When and as I react with impatience and
then anger because I feel that my time is being wasted, and become
angry and then blame that which I exert my anger at for my time being
wasted, instead of looking at myself in where I have been
self-dishonest with my time, I stop and I breathe. I see, realize,
and understand that if I am 'here' as breath in every moment
directing myself as me 'here', not giving in/or creating any form of
energetic systems/resistance of the mind to what it is that I need to
do – but simply doing it in the moment that it needs to be done,
that within living that – I would not have any reaction to an
'outside' force 'imposing' on my time because I would be 'here'
already with time, as time, directing time as me to be the most
effective with my time, in every moment.
When and as I go into the emotional
reaction of anger because of my participating in back-chat in
relationship to any trigger, I stop and I breathe.
I realize that anger is form of blame.
I realize that anger is from a starting
point of self-dishonesty.
I realize that anger already exists
within and as me before any thing triggers it.

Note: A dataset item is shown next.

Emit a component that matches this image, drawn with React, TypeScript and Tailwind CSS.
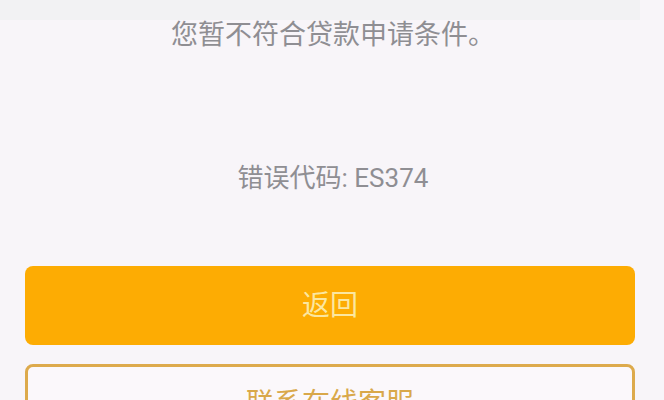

I realize that what triggers my anger
shows me areas specifically to look at within myself within that
standard of equality and 'hereness'
I realize that my anger is really anger
at and with self.
I realize that I am perpetuating that
which exists that I am angry at through my anger.
I realize that I am separating myself
into and as my mind by reacting in anger.
I realize that anger does not really
exists, and that I have the power to stop and breath and say 'till
here no further!'
And thus,
When and as I see a reaction of anger
within me, and then certain triggers come up, I stop and I breathe.
I do not accept and allow myself to react/generate/fuel and exert the
anger within me. Instead I use this anger as a flag-point so that I
can know that I am being self-dishonest and also see specific areas
that I need to direct within awareness.
And thus,
I commit myself to stopping my
reactions of anger and the back-chats that lead-up to the experience
of anger through breathing in/breathing in the reactions and
back-chats, and then breathing out/breathing out the reactions and
back-chats, until I am clear.
I commit myself to when and as I have
the back-chat that 'I cannot go without a reaction in anger', to
breath in this back-chat, and then breath it out or my mind – and
I do not allow myself to speak or move any further within me until I
am clear, and 'here'. Then I direct myself to the most practical
solution for the given situation.
I commit myself to stopping all
reactions in anger through breathing, speaking self-forgiveness in
the moment, and also through establishing self as self-honest in
every way and in every moment, here, in real-time.
I commit myself to explore my reactions
in anger that I cannot stop through further investigating my fears,
areas of self-dishonesty, and why I react in anger.